# GIVEN RECORDS
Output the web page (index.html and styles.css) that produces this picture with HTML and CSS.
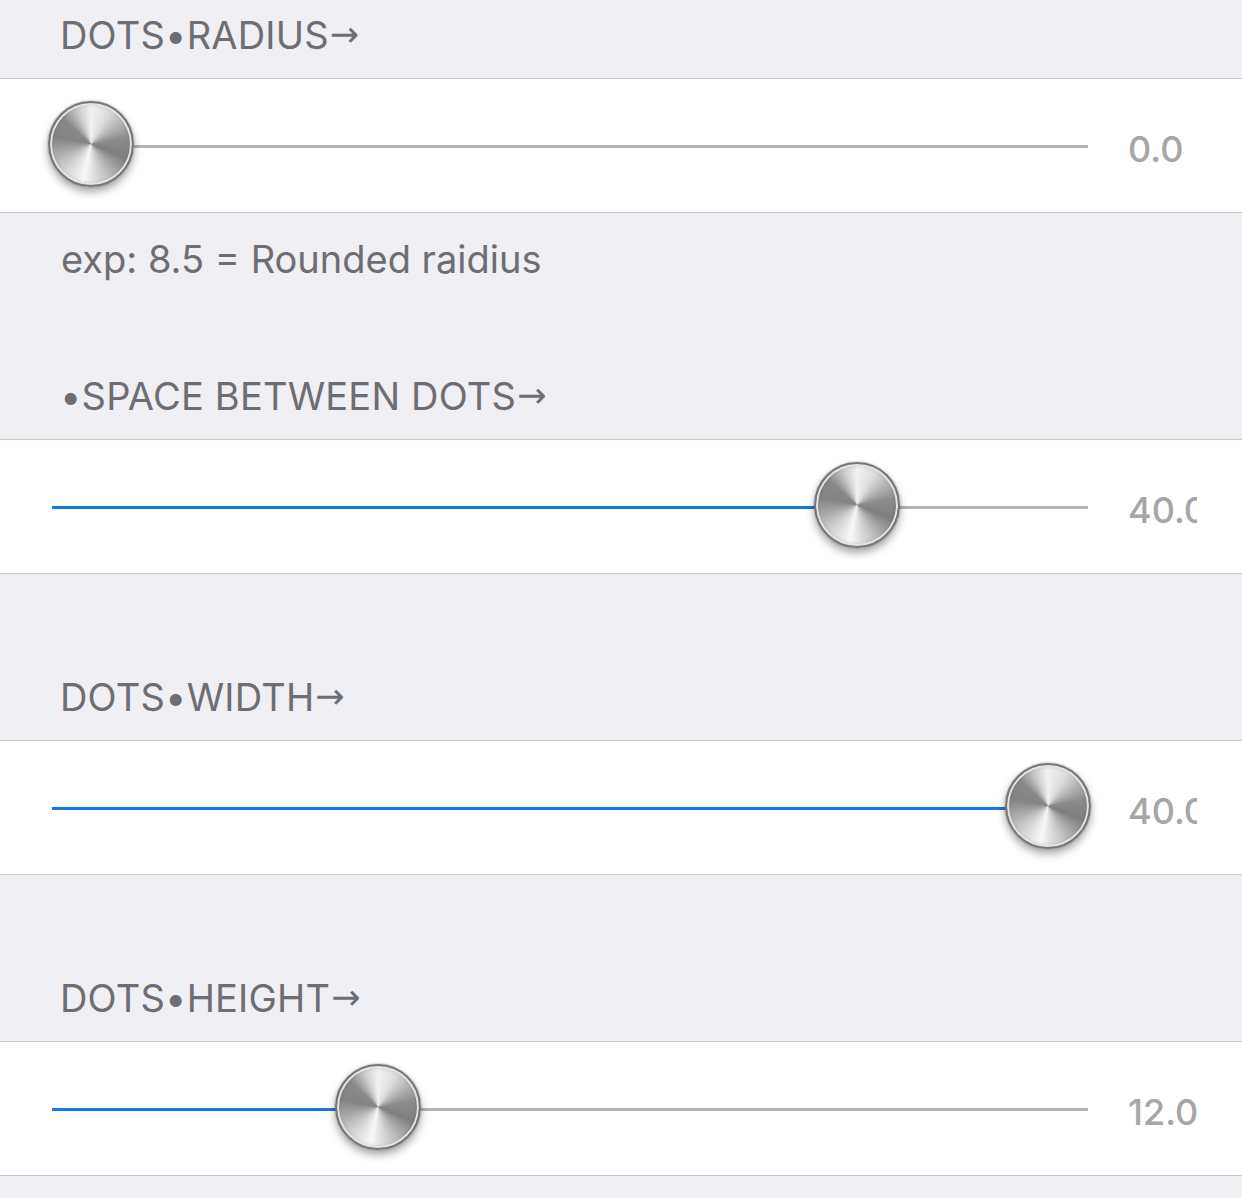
FILE: index.html
```html
<!DOCTYPE html>
<html lang="en">
<head>
  <meta charset="UTF-8" />
  <title>Dots settings</title>
  <link rel="stylesheet" href="styles.css">
</head>
<body>
  <div class="table">
    <div class="hdr">DOTS•RADIUS<span class="arr">→</span></div>
    <div class="cell">
      <div class="track" style="--p:0">
        <div class="fill"></div>
        <div class="thumb"></div>
      </div>
      <div class="val">0.0</div>
    </div>
    <div class="ftr">exp: 8.5 = Rounded raidius</div>

    <div class="hdr">•SPACE BETWEEN DOTS<span class="arr">→</span></div>
    <div class="cell">
      <div class="track" style="--p:0.8">
        <div class="fill"></div>
        <div class="thumb"></div>
      </div>
      <div class="val">40.0</div>
    </div>

    <div class="gap"></div>
    <div class="hdr">DOTS•WIDTH<span class="arr">→</span></div>
    <div class="cell">
      <div class="track" style="--p:1">
        <div class="fill"></div>
        <div class="thumb"></div>
      </div>
      <div class="val">40.0</div>
    </div>

    <div class="gap"></div>
    <div class="hdr">DOTS•HEIGHT<span class="arr">→</span></div>
    <div class="cell">
      <div class="track" style="--p:0.3">
        <div class="fill"></div>
        <div class="thumb"></div>
      </div>
      <div class="val">12.0</div>
    </div>
  </div>
</body>
</html>
```
FILE: styles.css
```css
html,body{margin:0;padding:0;background:#efeff4;font-family:Inter,"Noto Sans",sans-serif;overflow:hidden}
.table{display:flex;flex-direction:column}
.hdr{height:78px;box-sizing:border-box;display:flex;align-items:flex-end;padding:0 60px 21px;font-size:38px;line-height:44px;color:#6d6d72;letter-spacing:.2px;white-space:pre}
.arr{font-family:"DejaVu Sans",sans-serif;font-size:35px;margin-left:1px;position:relative;top:-1px}
.ftr{height:148px;box-sizing:border-box;padding:24px 61px 0;font-size:38px;line-height:44px;color:#6d6d72;letter-spacing:0}
.gap{height:88px}
.cell{height:135px;box-sizing:border-box;background:#fff;border-top:1px solid #c8c7cc;border-bottom:1px solid #c8c7cc;display:flex;align-items:center;padding-left:52px}
.track{position:relative;width:1036px;height:3px;background:#b4b4b4;margin-top:1px}
.fill{height:100%;background:#1479e6;width:calc(var(--p) * (100% - 78px) + 39px)}
.thumb{position:absolute;top:-44px;left:calc(var(--p) * (100% - 79px) - 4px);width:86px;height:86px;border-radius:50%;box-sizing:border-box;border:2px solid #767676;
  background:conic-gradient(from 0deg,#f2f2f2 0deg,#dcdcdc 30deg,#8c8c8c 80deg,#7e7e7e 112deg,#bcbcbc 150deg,#f8f8f8 192deg,#cacaca 232deg,#838383 282deg,#888 312deg,#cfcfcf 340deg,#f2f2f2 360deg);
  box-shadow:inset 0 0 0 2px #e4e4e4,inset 0 0 3px 3px rgba(0,0,0,.08),0 5px 8px rgba(0,0,0,.35),0 0 2px rgba(0,0,0,.35)}
.val{margin-left:40px;width:69px;overflow:hidden;white-space:nowrap;font-size:36px;font-weight:500;color:#a6a6a6;margin-top:6px}
```
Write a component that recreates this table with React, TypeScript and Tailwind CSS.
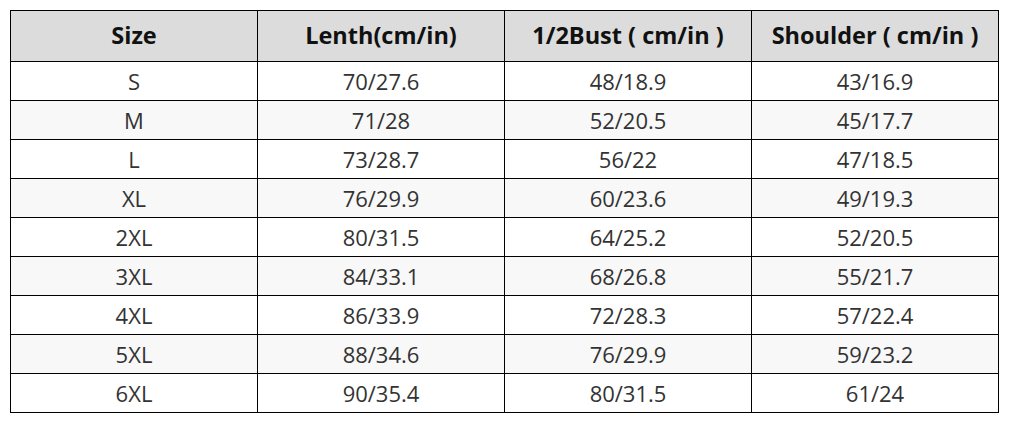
const HEADERS = ["Size", "Lenth(cm/in)", "1/2Bust\u00a0( cm/in )", "Shoulder\u00a0( cm/in )"];

const ROWS: string[][] = [
  ["S", "70/27.6", "48/18.9", "43/16.9"],
  ["M", "71/28", "52/20.5", "45/17.7"],
  ["L", "73/28.7", "56/22", "47/18.5"],
  ["XL", "76/29.9", "60/23.6", "49/19.3"],
  ["2XL", "80/31.5", "64/25.2", "52/20.5"],
  ["3XL", "84/33.1", "68/26.8", "55/21.7"],
  ["4XL", "86/33.9", "72/28.3", "57/22.4"],
  ["5XL", "88/34.6", "76/29.9", "59/23.2"],
  ["6XL", "90/35.4", "80/31.5", "61/24"],
];

export default function App() {
  return (
    <div className="min-h-[423px] w-[1012px] bg-white pl-[10px] pt-[10px] font-['Open_Sans','Noto_Sans',sans-serif]">
      <table className="w-[989px] table-fixed border-collapse">
        <thead>
          <tr className="h-[51px] bg-[#dcdcdc]">
            {HEADERS.map((h) => (
              <th
                key={h}
                className="border-[1.5px] border-black text-center text-[23.5px] leading-none font-bold text-[#111]"
              >
                {h}
              </th>
            ))}
          </tr>
        </thead>
        <tbody>
          {ROWS.map((row, i) => (
            <tr key={row[0]} className={`h-[39px] ${i % 2 === 1 ? "bg-[#f8f8f8]" : "bg-white"}`}>
              {row.map((cell, j) => (
                <td
                  key={j}
                  className="border-[1.5px] border-black text-center text-[22px] leading-none text-[#333]"
                >
                  {cell}
                </td>
              ))}
            </tr>
          ))}
        </tbody>
      </table>
    </div>
  );
}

# INSTRUCTION
Copy every line above word for word and exclude the pictures.

# SOLUTION TO THIS EXERCISE
Output the web page (index.html and styles.css) that produces this picture with HTML and CSS.
FILE: index.html
```html
<!DOCTYPE html>
<html lang="en">
<head>
  <meta charset="UTF-8" />
  <title>Dots settings</title>
  <link rel="stylesheet" href="styles.css">
</head>
<body>
  <div class="table">
    <div class="hdr">DOTS•RADIUS<span class="arr">→</span></div>
    <div class="cell">
      <div class="track" style="--p:0">
        <div class="fill"></div>
        <div class="thumb"></div>
      </div>
      <div class="val">0.0</div>
    </div>
    <div class="ftr">exp: 8.5 = Rounded raidius</div>

    <div class="hdr">•SPACE BETWEEN DOTS<span class="arr">→</span></div>
    <div class="cell">
      <div class="track" style="--p:0.8">
        <div class="fill"></div>
        <div class="thumb"></div>
      </div>
      <div class="val">40.0</div>
    </div>

    <div class="gap"></div>
    <div class="hdr">DOTS•WIDTH<span class="arr">→</span></div>
    <div class="cell">
      <div class="track" style="--p:1">
        <div class="fill"></div>
        <div class="thumb"></div>
      </div>
      <div class="val">40.0</div>
    </div>

    <div class="gap"></div>
    <div class="hdr">DOTS•HEIGHT<span class="arr">→</span></div>
    <div class="cell">
      <div class="track" style="--p:0.3">
        <div class="fill"></div>
        <div class="thumb"></div>
      </div>
      <div class="val">12.0</div>
    </div>
  </div>
</body>
</html>
```
FILE: styles.css
```css
html,body{margin:0;padding:0;background:#efeff4;font-family:Inter,"Noto Sans",sans-serif;overflow:hidden}
.table{display:flex;flex-direction:column}
.hdr{height:78px;box-sizing:border-box;display:flex;align-items:flex-end;padding:0 60px 21px;font-size:38px;line-height:44px;color:#6d6d72;letter-spacing:.2px;white-space:pre}
.arr{font-family:"DejaVu Sans",sans-serif;font-size:35px;margin-left:1px;position:relative;top:-1px}
.ftr{height:148px;box-sizing:border-box;padding:24px 61px 0;font-size:38px;line-height:44px;color:#6d6d72;letter-spacing:0}
.gap{height:88px}
.cell{height:135px;box-sizing:border-box;background:#fff;border-top:1px solid #c8c7cc;border-bottom:1px solid #c8c7cc;display:flex;align-items:center;padding-left:52px}
.track{position:relative;width:1036px;height:3px;background:#b4b4b4;margin-top:1px}
.fill{height:100%;background:#1479e6;width:calc(var(--p) * (100% - 78px) + 39px)}
.thumb{position:absolute;top:-44px;left:calc(var(--p) * (100% - 79px) - 4px);width:86px;height:86px;border-radius:50%;box-sizing:border-box;border:2px solid #767676;
  background:conic-gradient(from 0deg,#f2f2f2 0deg,#dcdcdc 30deg,#8c8c8c 80deg,#7e7e7e 112deg,#bcbcbc 150deg,#f8f8f8 192deg,#cacaca 232deg,#838383 282deg,#888 312deg,#cfcfcf 340deg,#f2f2f2 360deg);
  box-shadow:inset 0 0 0 2px #e4e4e4,inset 0 0 3px 3px rgba(0,0,0,.08),0 5px 8px rgba(0,0,0,.35),0 0 2px rgba(0,0,0,.35)}
.val{margin-left:40px;width:69px;overflow:hidden;white-space:nowrap;font-size:36px;font-weight:500;color:#a6a6a6;margin-top:6px}
```
Write a component that recreates this table with React, TypeScript and Tailwind CSS.
const HEADERS = ["Size", "Lenth(cm/in)", "1/2Bust\u00a0( cm/in )", "Shoulder\u00a0( cm/in )"];

const ROWS: string[][] = [
  ["S", "70/27.6", "48/18.9", "43/16.9"],
  ["M", "71/28", "52/20.5", "45/17.7"],
  ["L", "73/28.7", "56/22", "47/18.5"],
  ["XL", "76/29.9", "60/23.6", "49/19.3"],
  ["2XL", "80/31.5", "64/25.2", "52/20.5"],
  ["3XL", "84/33.1", "68/26.8", "55/21.7"],
  ["4XL", "86/33.9", "72/28.3", "57/22.4"],
  ["5XL", "88/34.6", "76/29.9", "59/23.2"],
  ["6XL", "90/35.4", "80/31.5", "61/24"],
];

export default function App() {
  return (
    <div className="min-h-[423px] w-[1012px] bg-white pl-[10px] pt-[10px] font-['Open_Sans','Noto_Sans',sans-serif]">
      <table className="w-[989px] table-fixed border-collapse">
        <thead>
          <tr className="h-[51px] bg-[#dcdcdc]">
            {HEADERS.map((h) => (
              <th
                key={h}
                className="border-[1.5px] border-black text-center text-[23.5px] leading-none font-bold text-[#111]"
              >
                {h}
              </th>
            ))}
          </tr>
        </thead>
        <tbody>
          {ROWS.map((row, i) => (
            <tr key={row[0]} className={`h-[39px] ${i % 2 === 1 ? "bg-[#f8f8f8]" : "bg-white"}`}>
              {row.map((cell, j) => (
                <td
                  key={j}
                  className="border-[1.5px] border-black text-center text-[22px] leading-none text-[#333]"
                >
                  {cell}
                </td>
              ))}
            </tr>
          ))}
        </tbody>
      </table>
    </div>
  );
}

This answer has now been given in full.